▸ To be done: Work out how many lines of the listing hold "with", then state only that count.

▸ Data to use:
■ ■ ■ ■

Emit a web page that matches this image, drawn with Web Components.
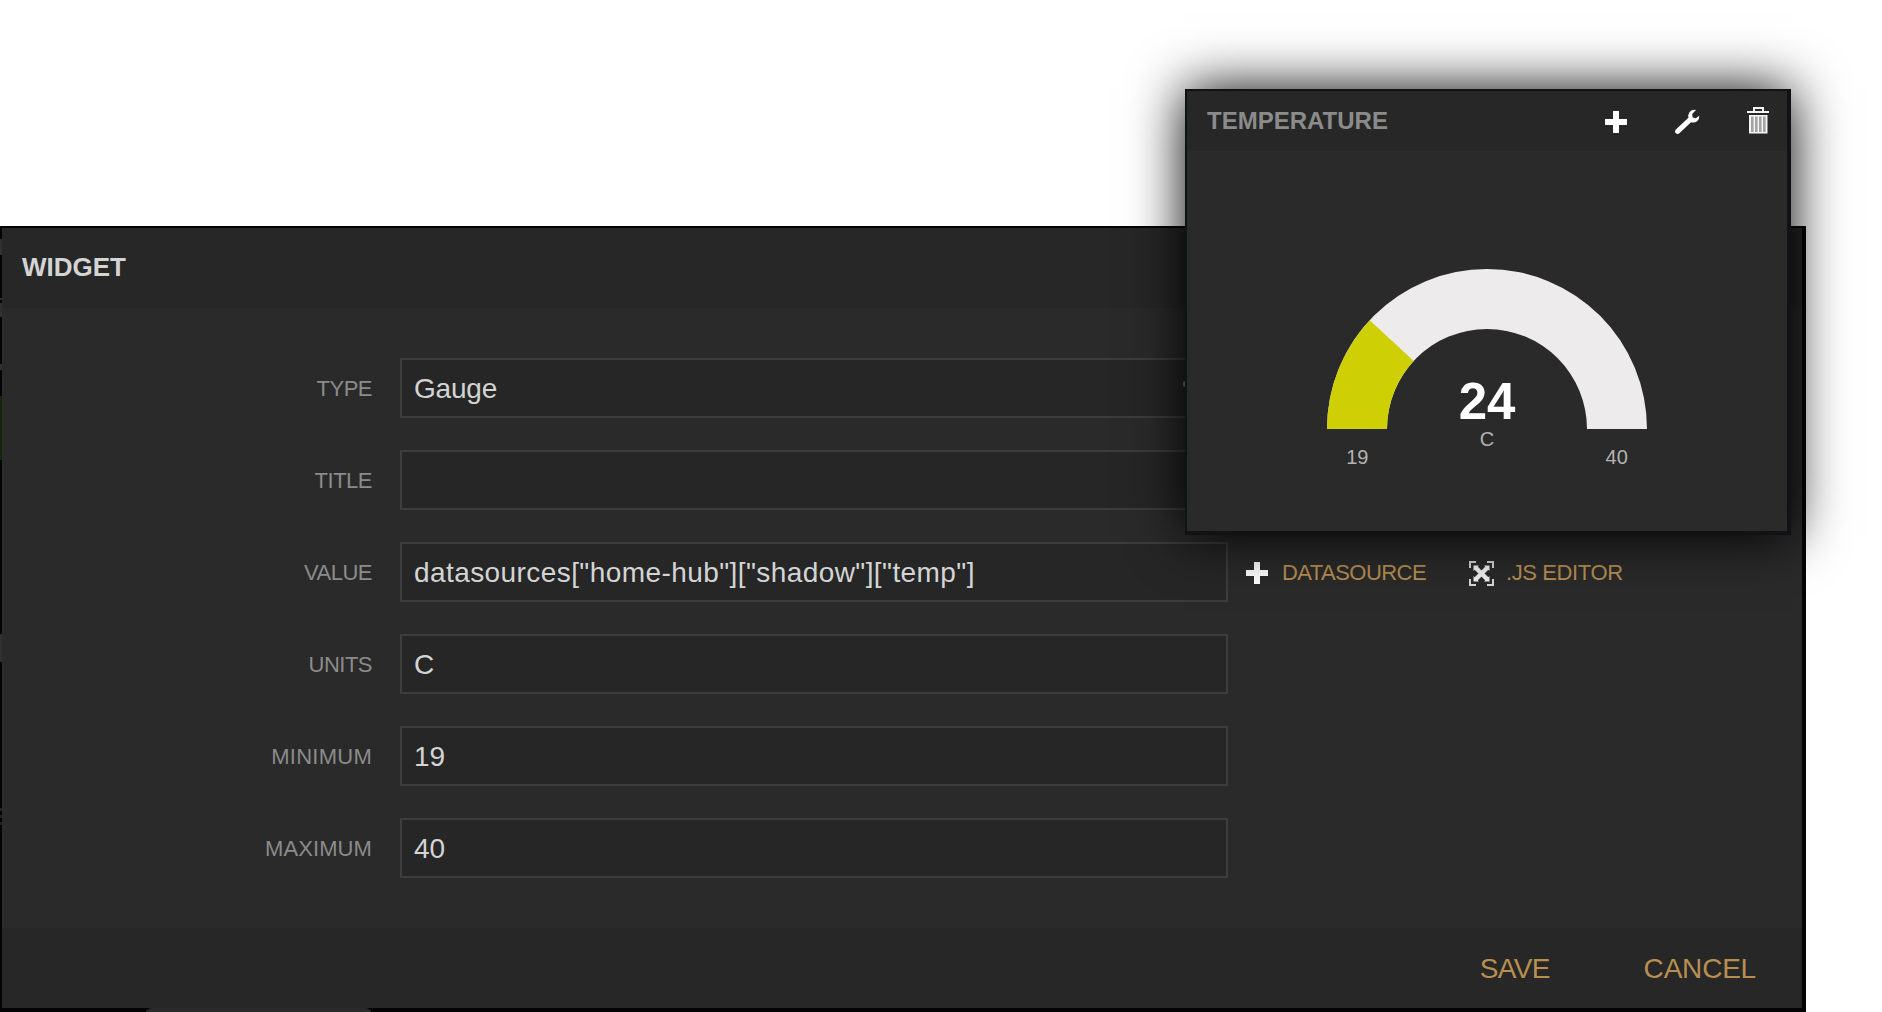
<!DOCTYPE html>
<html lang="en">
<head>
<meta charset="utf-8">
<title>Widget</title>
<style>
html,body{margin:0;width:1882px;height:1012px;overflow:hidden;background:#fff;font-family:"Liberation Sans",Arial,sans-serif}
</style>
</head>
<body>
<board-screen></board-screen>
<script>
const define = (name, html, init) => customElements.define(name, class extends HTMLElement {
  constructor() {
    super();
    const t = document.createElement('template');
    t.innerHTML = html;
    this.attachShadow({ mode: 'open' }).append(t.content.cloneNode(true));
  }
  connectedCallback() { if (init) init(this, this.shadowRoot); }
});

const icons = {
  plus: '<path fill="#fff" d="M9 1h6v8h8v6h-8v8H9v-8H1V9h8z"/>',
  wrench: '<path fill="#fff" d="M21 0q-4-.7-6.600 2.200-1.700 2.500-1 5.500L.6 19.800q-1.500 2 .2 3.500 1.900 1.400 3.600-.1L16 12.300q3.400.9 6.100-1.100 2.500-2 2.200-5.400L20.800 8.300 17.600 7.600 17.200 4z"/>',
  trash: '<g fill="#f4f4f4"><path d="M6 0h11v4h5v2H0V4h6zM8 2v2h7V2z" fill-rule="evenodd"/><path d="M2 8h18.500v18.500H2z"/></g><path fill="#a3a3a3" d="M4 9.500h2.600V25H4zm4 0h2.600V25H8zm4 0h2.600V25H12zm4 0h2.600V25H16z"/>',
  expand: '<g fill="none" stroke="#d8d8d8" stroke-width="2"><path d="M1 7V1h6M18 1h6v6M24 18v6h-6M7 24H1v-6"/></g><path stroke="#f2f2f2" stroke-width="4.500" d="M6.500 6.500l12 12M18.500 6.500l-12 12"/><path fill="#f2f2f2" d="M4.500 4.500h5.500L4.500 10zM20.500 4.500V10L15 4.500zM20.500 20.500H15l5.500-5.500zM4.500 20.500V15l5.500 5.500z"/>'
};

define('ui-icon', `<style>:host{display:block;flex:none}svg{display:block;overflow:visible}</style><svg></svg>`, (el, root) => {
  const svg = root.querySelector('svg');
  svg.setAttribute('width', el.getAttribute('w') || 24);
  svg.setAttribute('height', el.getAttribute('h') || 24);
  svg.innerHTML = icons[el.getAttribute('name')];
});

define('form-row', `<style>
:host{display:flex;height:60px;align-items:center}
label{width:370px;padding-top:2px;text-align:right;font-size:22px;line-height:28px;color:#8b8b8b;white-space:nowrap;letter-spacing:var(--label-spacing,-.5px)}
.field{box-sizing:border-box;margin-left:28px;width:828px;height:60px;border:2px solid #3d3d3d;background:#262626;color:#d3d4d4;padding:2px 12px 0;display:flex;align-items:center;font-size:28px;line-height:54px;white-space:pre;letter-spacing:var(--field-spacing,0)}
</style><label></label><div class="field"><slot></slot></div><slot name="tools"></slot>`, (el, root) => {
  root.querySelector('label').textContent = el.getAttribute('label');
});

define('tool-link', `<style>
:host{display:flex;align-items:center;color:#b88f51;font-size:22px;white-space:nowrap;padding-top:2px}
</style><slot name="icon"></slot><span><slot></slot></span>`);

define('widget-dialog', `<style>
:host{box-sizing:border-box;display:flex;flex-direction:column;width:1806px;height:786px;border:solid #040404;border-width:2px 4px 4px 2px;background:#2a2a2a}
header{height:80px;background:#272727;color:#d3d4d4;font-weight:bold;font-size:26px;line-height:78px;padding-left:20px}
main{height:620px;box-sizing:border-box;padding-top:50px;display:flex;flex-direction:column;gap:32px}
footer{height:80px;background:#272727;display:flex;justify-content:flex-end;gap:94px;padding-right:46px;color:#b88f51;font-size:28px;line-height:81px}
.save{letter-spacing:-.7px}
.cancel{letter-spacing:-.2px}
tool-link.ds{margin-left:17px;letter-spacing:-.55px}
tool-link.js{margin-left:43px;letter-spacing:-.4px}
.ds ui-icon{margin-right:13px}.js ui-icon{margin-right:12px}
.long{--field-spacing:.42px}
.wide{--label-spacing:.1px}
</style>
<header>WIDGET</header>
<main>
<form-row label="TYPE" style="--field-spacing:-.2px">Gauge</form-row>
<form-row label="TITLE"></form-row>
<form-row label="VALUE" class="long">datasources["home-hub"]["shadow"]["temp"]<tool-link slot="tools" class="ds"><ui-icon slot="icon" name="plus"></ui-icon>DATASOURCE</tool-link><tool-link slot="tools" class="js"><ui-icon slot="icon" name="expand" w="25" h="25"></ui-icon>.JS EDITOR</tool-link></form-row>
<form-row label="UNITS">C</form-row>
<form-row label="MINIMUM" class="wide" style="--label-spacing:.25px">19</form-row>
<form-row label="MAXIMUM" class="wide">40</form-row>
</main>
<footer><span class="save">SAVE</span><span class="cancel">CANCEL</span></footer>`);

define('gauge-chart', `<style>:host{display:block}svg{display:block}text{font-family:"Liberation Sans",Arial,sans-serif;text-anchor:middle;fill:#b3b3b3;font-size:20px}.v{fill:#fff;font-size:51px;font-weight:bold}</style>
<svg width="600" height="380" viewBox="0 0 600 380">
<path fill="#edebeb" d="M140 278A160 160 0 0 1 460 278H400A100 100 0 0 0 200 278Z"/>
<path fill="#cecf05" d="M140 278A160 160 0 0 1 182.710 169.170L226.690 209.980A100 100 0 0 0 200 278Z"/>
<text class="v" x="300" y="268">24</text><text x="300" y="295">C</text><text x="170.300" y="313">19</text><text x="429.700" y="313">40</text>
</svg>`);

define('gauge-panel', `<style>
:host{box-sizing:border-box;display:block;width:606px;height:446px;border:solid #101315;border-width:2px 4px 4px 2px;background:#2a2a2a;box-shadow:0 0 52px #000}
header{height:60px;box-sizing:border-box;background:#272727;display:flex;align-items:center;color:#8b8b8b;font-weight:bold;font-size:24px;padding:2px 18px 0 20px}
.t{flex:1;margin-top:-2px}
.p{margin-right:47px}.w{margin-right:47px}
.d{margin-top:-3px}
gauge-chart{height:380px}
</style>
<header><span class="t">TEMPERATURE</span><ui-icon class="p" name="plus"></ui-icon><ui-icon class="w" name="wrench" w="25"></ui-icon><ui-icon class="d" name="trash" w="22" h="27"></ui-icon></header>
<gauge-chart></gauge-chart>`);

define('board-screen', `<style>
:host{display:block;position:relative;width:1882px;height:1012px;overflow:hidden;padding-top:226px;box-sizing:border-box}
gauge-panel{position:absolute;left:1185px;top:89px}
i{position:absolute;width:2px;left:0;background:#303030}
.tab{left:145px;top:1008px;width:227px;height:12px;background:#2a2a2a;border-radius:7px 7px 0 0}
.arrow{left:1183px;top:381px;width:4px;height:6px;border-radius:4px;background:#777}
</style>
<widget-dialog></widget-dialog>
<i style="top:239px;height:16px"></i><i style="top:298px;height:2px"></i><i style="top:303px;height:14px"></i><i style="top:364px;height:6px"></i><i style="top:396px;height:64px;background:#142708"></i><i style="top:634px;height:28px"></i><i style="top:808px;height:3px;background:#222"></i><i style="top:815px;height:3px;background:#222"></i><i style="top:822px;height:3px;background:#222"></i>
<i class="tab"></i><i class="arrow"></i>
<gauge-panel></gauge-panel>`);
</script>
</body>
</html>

■ ■ ■ ■

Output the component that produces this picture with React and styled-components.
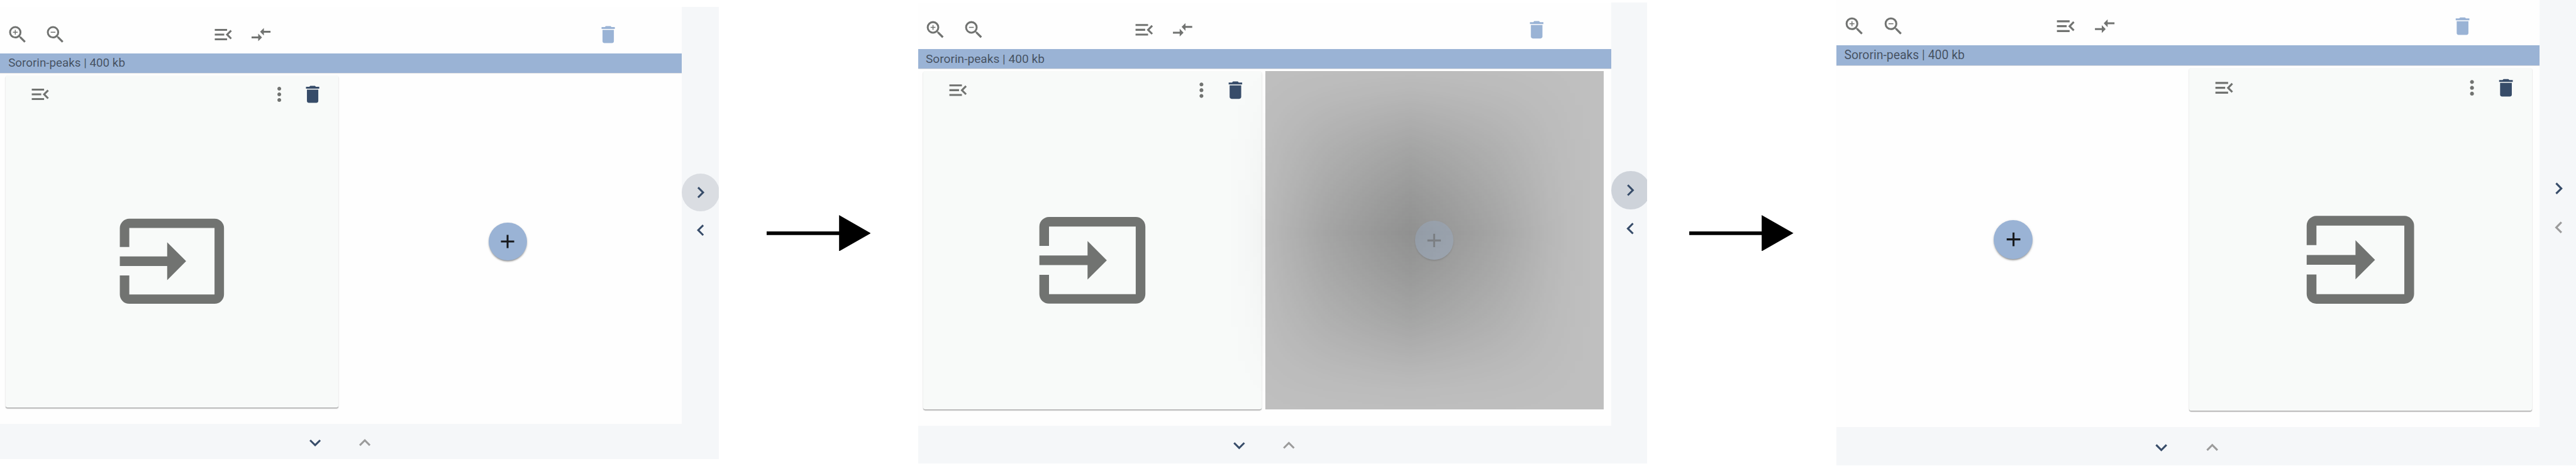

■ ■ ■ ■

▸ Expected answer: 2